For Simona Cocco and Rémi Monasson, this goes hand in hand with the possibility of working in an environment that is conducive to exchanges and collaborations: "We very much appreciate the exceptional position of the ENS in the heart of Paris, surrounded by all the research institutions in the Île-de-France region, with which we can interact easily. We also appreciate the excellence of the students we work with in teaching, but also in internships and theses, which contributes to the quality and diversity of the research done here. In our field, statistical physics, it is difficult to think of any other place in the world with so many players and activities," conclude the two researchers.

About Simona Cocco

Simona Cocco has been a research director at the CNRS since 2013 and a member of Section 5 of the National Committee for Scientific Research since 2018. After studying at the University of Rome La Sapienza, the Franco-Italian researcher obtained a double doctorate in physics and biophysics, following a thesis at the interface between physics and biology in cotutelle between the Department of Biophysics at La Sapienza and the Department of Physics at the École Normale Supérieure in Lyon.

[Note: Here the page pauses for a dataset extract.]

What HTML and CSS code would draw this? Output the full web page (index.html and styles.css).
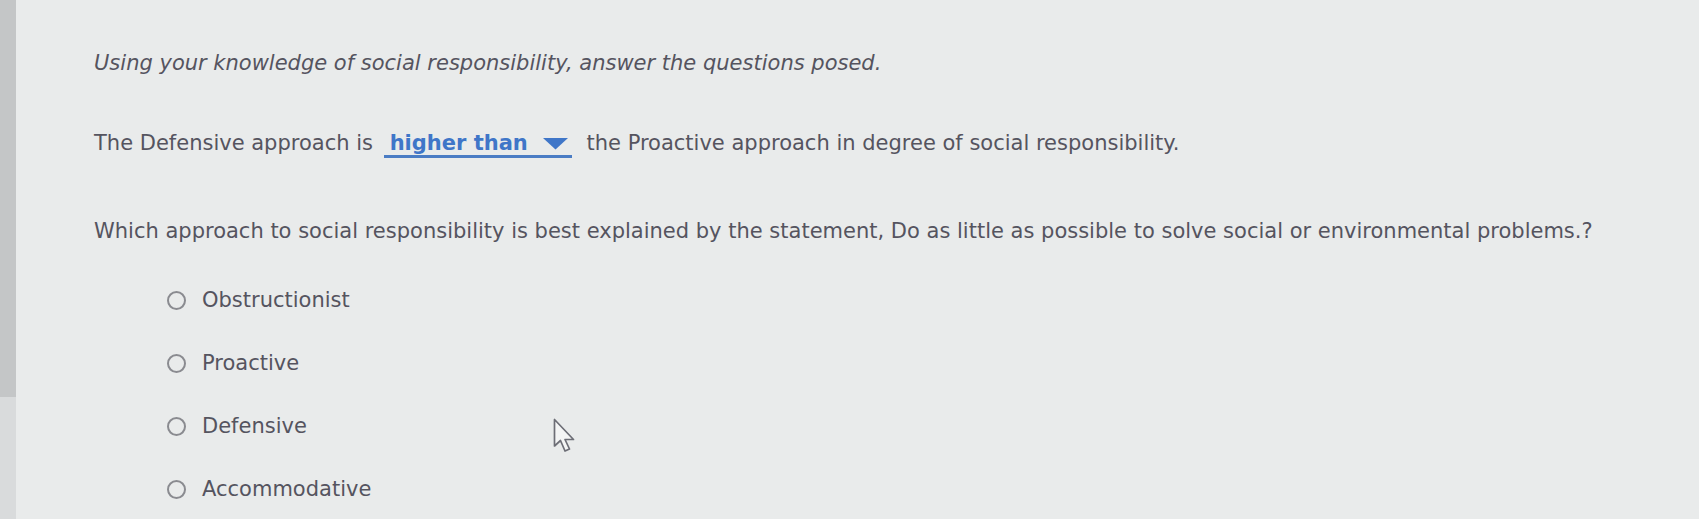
FILE: index.html
```html
<!DOCTYPE html>
<html>
<head>
<meta charset="utf-8">
<link rel="stylesheet" href="styles.css">
</head>
<body>
<div class="page">
  <div class="sidebar"><div class="bar"></div><div class="bar-low"></div></div>
  <main class="content">
    <p class="intro">Using your knowledge of social responsibility, answer the questions posed.</p>
    <p class="q q1">The Defensive approach is <span class="select"><span class="sel-text">higher than</span><svg class="caret" width="25" height="12" viewBox="0 0 25 12"><polygon points="0,0 25,0 12.5,11.5" fill="#3f76c8"/></svg></span> the Proactive approach in degree of social responsibility.</p>
    <p class="q q2">Which approach to social responsibility is best explained by the statement, Do as little as possible to solve social or environmental problems.?</p>
    <ul class="options">
      <li class="opt"><span class="radio"></span><span>Obstructionist</span></li>
      <li class="opt"><span class="radio"></span><span>Proactive</span></li>
      <li class="opt"><span class="radio"></span><span>Defensive</span><svg class="cursor" width="24" height="38" viewBox="0 0 24 38"><path d="M1.5 1.5 L1.5 28 L7.5 22.5 L12 33 L16.5 31 L12 21.5 L20.5 21.5 Z" fill="#f4f5f5" stroke="#6d6e76" stroke-width="1.7" stroke-linejoin="round"/></svg></li>
      <li class="opt"><span class="radio"></span><span>Accommodative</span></li>
    </ul>
  </main>
</div>
</body>
</html>
```
FILE: styles.css
```css
html, body {
  margin: 0;
  padding: 0;
}
body {
  background: #e9ebeb;
  width: 1699px;
  height: 519px;
  overflow: hidden;
  font-family: "DejaVu Sans", Verdana, sans-serif;
  color: #55545f;
}
.page {
  display: flex;
  height: 519px;
}
.sidebar {
  width: 16px;
  display: flex;
  flex-direction: column;
}
.bar {
  height: 397px;
  background: #c4c6c7;
}
.bar-low {
  flex: 1;
  background: #d9dbdc;
}
.content {
  padding: 49px 0 0 78px;
  font-size: 21px;
}
p {
  margin: 0;
  line-height: 28px;
}
.intro {
  font-style: italic;
}
.q1 {
  margin-top: 52px;
}
.q2 {
  margin-top: 59px;
}
.select {
  display: inline-flex;
  align-items: center;
  gap: 15px;
  border-bottom: 3px solid #4a7cc4;
  padding: 0 4px 0 6px;
  margin: 0 8px 0 4px;
  color: #3f76c8;
  font-weight: bold;
  line-height: 24px;
}
.caret {
  margin-top: 2px;
}
.options {
  list-style: none;
  margin: 0;
  padding: 0 0 0 73px;
}
.opt {
  display: flex;
  align-items: center;
  height: 28px;
  margin-top: 35px;
  position: relative;
}
.opt:first-child {
  margin-top: 41px;
}
.radio {
  width: 19px;
  height: 19px;
  border: 2px solid #8a8b90;
  border-radius: 50%;
  box-sizing: border-box;
  margin-right: 16px;
}
.cursor {
  position: absolute;
  left: 386px;
  top: 6px;
}
```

She then did a post-doc at the UIC in Chicago, before becoming a CNRS research fellow at the Complex Fluid Laboratory in Strasbourg. In 2004, she joined the ENS-PSL physics department. From 2009 to 2011, she was a Senior Member at the Institute for Advanced Study at Princeton University.

"I first became interested in applications of statistical physics to neural networks, thanks to the courses of D. Amit, G. Parisi, M. Virasoro at La Sapienza. I then worked on the modeling of DNA micro-mechanics and on single molecule experiments in collaboration with J. Marko, and V. Croquette. Then, I focused my research on model inference from biophysical, genetic and neurosciences data. The increasing amount of data in biology as well as in other domains requires more and more analysis tools crossing statistical physics, inference and computational science.

About Rémi Monasson

Rémi Monasson (Sciences 1988), a former student of the Ecole Normale Supérieure, quickly switched from mathematics to physics. He did his PhD at the ENS, in statistical physics under the supervision of Marc Mézard in (1993), where he started working on interdisciplinary applications of statistical physics, notably on neural networks and combinatorial optimization problems.

He continued as a postdoctoral fellow at the University of Rome La Sapienza for two years, and upon his return became a research fellow at the CNRS in the theoretical physics laboratory of the ENS. He then left for a stay at the UIC in Chicago and then in Strasbourg for 3 years. Since 2004, he has been working in the physics department of the ENS, except for a two-year stay in Princeton from 2009 to 2011, where he turned to systems biology following his meeting with S. Leibler. Rémi Monasson is also a professor of physics at École Polytechnique and deputy director of the Institut Henri Poincaré since 2018.

"I have always been attracted by the universal character of statistical physics, in the sense that its problematic - how to understand the emergent properties of a large number of elementary components? - goes far beyond the framework for which it was invented - understanding the properties of gases and thermodynamics - and arises in all sciences. Protein modeling is, along with neuroscience (specifically, how is space represented in the brain?) one of the two big questions I am interested in in biology."